What is needed:
Reproduce the listing word for word, leaving every picture behind.

Data shown:
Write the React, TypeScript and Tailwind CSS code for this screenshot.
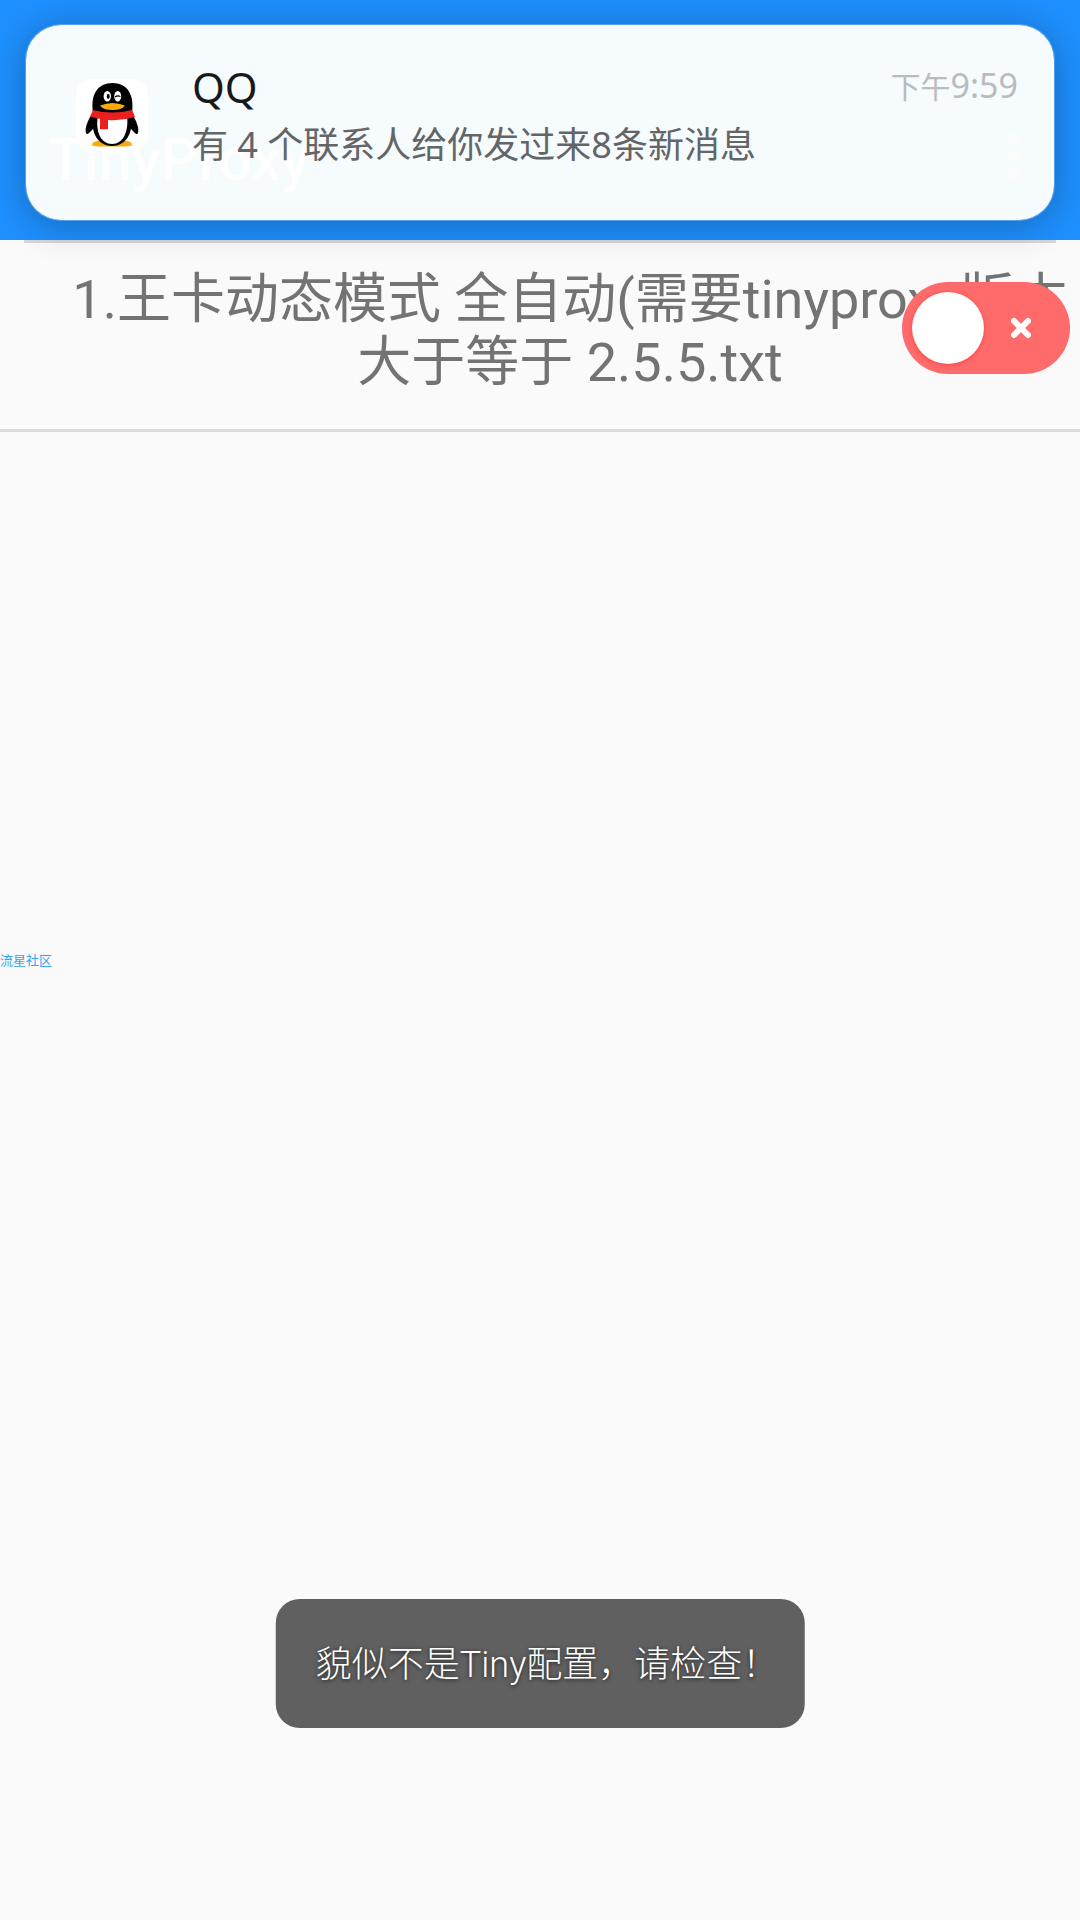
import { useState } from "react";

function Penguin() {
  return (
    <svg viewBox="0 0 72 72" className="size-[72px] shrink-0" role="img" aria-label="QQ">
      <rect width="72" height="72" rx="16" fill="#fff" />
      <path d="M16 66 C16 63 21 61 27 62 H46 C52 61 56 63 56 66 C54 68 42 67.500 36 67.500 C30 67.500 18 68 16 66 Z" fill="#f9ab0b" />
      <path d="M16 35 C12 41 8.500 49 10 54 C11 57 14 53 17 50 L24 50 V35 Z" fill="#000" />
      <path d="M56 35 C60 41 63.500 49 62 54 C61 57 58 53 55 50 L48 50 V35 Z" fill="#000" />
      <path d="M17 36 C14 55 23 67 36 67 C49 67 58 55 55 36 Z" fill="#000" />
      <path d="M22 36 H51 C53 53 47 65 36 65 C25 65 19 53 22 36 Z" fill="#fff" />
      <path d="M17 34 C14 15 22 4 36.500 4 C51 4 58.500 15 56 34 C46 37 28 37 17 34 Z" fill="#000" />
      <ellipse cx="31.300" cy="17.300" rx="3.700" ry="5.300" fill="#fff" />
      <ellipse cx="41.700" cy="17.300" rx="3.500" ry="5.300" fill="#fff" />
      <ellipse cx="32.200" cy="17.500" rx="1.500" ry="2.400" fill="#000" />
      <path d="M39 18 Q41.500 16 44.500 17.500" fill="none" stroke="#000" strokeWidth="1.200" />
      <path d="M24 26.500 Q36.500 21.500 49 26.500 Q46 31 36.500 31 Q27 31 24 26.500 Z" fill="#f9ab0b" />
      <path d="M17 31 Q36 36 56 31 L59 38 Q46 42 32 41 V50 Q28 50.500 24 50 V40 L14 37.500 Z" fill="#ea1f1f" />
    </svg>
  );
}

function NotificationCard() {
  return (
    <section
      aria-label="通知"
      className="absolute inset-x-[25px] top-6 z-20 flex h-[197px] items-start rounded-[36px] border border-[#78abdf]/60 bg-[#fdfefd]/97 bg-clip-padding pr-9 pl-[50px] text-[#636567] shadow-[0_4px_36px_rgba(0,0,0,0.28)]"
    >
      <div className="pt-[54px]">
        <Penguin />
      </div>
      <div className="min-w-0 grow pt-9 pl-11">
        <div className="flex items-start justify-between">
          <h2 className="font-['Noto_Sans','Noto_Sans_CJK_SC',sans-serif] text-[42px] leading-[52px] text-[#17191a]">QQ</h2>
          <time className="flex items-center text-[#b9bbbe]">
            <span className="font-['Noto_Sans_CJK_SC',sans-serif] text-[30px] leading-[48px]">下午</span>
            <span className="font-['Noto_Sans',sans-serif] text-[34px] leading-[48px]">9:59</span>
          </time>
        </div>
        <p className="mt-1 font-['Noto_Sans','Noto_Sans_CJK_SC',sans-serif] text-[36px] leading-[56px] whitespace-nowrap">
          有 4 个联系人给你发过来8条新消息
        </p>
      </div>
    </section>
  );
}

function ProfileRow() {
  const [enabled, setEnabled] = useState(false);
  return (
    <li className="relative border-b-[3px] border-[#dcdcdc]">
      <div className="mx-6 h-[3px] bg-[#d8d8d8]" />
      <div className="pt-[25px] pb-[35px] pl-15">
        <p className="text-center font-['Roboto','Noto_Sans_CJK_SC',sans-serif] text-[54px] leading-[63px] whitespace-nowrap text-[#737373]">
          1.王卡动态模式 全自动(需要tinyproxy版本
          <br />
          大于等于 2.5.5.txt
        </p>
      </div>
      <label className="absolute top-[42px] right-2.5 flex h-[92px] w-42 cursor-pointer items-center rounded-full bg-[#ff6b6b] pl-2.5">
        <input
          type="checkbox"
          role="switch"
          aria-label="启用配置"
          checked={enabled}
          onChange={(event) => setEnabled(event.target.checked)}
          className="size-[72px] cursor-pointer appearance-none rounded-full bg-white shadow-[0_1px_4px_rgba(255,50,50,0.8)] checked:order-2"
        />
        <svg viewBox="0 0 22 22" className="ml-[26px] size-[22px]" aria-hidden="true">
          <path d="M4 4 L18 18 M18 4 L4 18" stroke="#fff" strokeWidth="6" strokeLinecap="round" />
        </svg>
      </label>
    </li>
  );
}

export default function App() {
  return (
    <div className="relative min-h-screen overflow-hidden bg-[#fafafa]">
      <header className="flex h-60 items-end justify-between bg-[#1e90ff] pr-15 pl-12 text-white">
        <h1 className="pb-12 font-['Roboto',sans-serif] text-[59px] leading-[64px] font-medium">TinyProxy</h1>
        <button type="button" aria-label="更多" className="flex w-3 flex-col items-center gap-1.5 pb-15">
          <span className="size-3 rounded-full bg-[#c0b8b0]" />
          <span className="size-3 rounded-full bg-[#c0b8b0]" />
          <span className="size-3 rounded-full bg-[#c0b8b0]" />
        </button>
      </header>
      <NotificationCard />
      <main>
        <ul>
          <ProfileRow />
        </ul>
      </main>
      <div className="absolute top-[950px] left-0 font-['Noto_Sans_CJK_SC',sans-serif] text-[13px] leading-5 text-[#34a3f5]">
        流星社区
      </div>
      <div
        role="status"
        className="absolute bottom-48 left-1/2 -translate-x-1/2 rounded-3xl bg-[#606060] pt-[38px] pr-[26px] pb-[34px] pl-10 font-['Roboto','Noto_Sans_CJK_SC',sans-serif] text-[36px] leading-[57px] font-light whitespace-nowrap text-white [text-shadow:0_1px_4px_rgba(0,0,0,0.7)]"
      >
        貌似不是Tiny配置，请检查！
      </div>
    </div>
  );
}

Finished exercise:
Write the React, TypeScript and Tailwind CSS code for this screenshot.
import { useState } from "react";

function Penguin() {
  return (
    <svg viewBox="0 0 72 72" className="size-[72px] shrink-0" role="img" aria-label="QQ">
      <rect width="72" height="72" rx="16" fill="#fff" />
      <path d="M16 66 C16 63 21 61 27 62 H46 C52 61 56 63 56 66 C54 68 42 67.500 36 67.500 C30 67.500 18 68 16 66 Z" fill="#f9ab0b" />
      <path d="M16 35 C12 41 8.500 49 10 54 C11 57 14 53 17 50 L24 50 V35 Z" fill="#000" />
      <path d="M56 35 C60 41 63.500 49 62 54 C61 57 58 53 55 50 L48 50 V35 Z" fill="#000" />
      <path d="M17 36 C14 55 23 67 36 67 C49 67 58 55 55 36 Z" fill="#000" />
      <path d="M22 36 H51 C53 53 47 65 36 65 C25 65 19 53 22 36 Z" fill="#fff" />
      <path d="M17 34 C14 15 22 4 36.500 4 C51 4 58.500 15 56 34 C46 37 28 37 17 34 Z" fill="#000" />
      <ellipse cx="31.300" cy="17.300" rx="3.700" ry="5.300" fill="#fff" />
      <ellipse cx="41.700" cy="17.300" rx="3.500" ry="5.300" fill="#fff" />
      <ellipse cx="32.200" cy="17.500" rx="1.500" ry="2.400" fill="#000" />
      <path d="M39 18 Q41.500 16 44.500 17.500" fill="none" stroke="#000" strokeWidth="1.200" />
      <path d="M24 26.500 Q36.500 21.500 49 26.500 Q46 31 36.500 31 Q27 31 24 26.500 Z" fill="#f9ab0b" />
      <path d="M17 31 Q36 36 56 31 L59 38 Q46 42 32 41 V50 Q28 50.500 24 50 V40 L14 37.500 Z" fill="#ea1f1f" />
    </svg>
  );
}

function NotificationCard() {
  return (
    <section
      aria-label="通知"
      className="absolute inset-x-[25px] top-6 z-20 flex h-[197px] items-start rounded-[36px] border border-[#78abdf]/60 bg-[#fdfefd]/97 bg-clip-padding pr-9 pl-[50px] text-[#636567] shadow-[0_4px_36px_rgba(0,0,0,0.28)]"
    >
      <div className="pt-[54px]">
        <Penguin />
      </div>
      <div className="min-w-0 grow pt-9 pl-11">
        <div className="flex items-start justify-between">
          <h2 className="font-['Noto_Sans','Noto_Sans_CJK_SC',sans-serif] text-[42px] leading-[52px] text-[#17191a]">QQ</h2>
          <time className="flex items-center text-[#b9bbbe]">
            <span className="font-['Noto_Sans_CJK_SC',sans-serif] text-[30px] leading-[48px]">下午</span>
            <span className="font-['Noto_Sans',sans-serif] text-[34px] leading-[48px]">9:59</span>
          </time>
        </div>
        <p className="mt-1 font-['Noto_Sans','Noto_Sans_CJK_SC',sans-serif] text-[36px] leading-[56px] whitespace-nowrap">
          有 4 个联系人给你发过来8条新消息
        </p>
      </div>
    </section>
  );
}

function ProfileRow() {
  const [enabled, setEnabled] = useState(false);
  return (
    <li className="relative border-b-[3px] border-[#dcdcdc]">
      <div className="mx-6 h-[3px] bg-[#d8d8d8]" />
      <div className="pt-[25px] pb-[35px] pl-15">
        <p className="text-center font-['Roboto','Noto_Sans_CJK_SC',sans-serif] text-[54px] leading-[63px] whitespace-nowrap text-[#737373]">
          1.王卡动态模式 全自动(需要tinyproxy版本
          <br />
          大于等于 2.5.5.txt
        </p>
      </div>
      <label className="absolute top-[42px] right-2.5 flex h-[92px] w-42 cursor-pointer items-center rounded-full bg-[#ff6b6b] pl-2.5">
        <input
          type="checkbox"
          role="switch"
          aria-label="启用配置"
          checked={enabled}
          onChange={(event) => setEnabled(event.target.checked)}
          className="size-[72px] cursor-pointer appearance-none rounded-full bg-white shadow-[0_1px_4px_rgba(255,50,50,0.8)] checked:order-2"
        />
        <svg viewBox="0 0 22 22" className="ml-[26px] size-[22px]" aria-hidden="true">
          <path d="M4 4 L18 18 M18 4 L4 18" stroke="#fff" strokeWidth="6" strokeLinecap="round" />
        </svg>
      </label>
    </li>
  );
}

export default function App() {
  return (
    <div className="relative min-h-screen overflow-hidden bg-[#fafafa]">
      <header className="flex h-60 items-end justify-between bg-[#1e90ff] pr-15 pl-12 text-white">
        <h1 className="pb-12 font-['Roboto',sans-serif] text-[59px] leading-[64px] font-medium">TinyProxy</h1>
        <button type="button" aria-label="更多" className="flex w-3 flex-col items-center gap-1.5 pb-15">
          <span className="size-3 rounded-full bg-[#c0b8b0]" />
          <span className="size-3 rounded-full bg-[#c0b8b0]" />
          <span className="size-3 rounded-full bg-[#c0b8b0]" />
        </button>
      </header>
      <NotificationCard />
      <main>
        <ul>
          <ProfileRow />
        </ul>
      </main>
      <div className="absolute top-[950px] left-0 font-['Noto_Sans_CJK_SC',sans-serif] text-[13px] leading-5 text-[#34a3f5]">
        流星社区
      </div>
      <div
        role="status"
        className="absolute bottom-48 left-1/2 -translate-x-1/2 rounded-3xl bg-[#606060] pt-[38px] pr-[26px] pb-[34px] pl-10 font-['Roboto','Noto_Sans_CJK_SC',sans-serif] text-[36px] leading-[57px] font-light whitespace-nowrap text-white [text-shadow:0_1px_4px_rgba(0,0,0,0.7)]"
      >
        貌似不是Tiny配置，请检查！
      </div>
    </div>
  );
}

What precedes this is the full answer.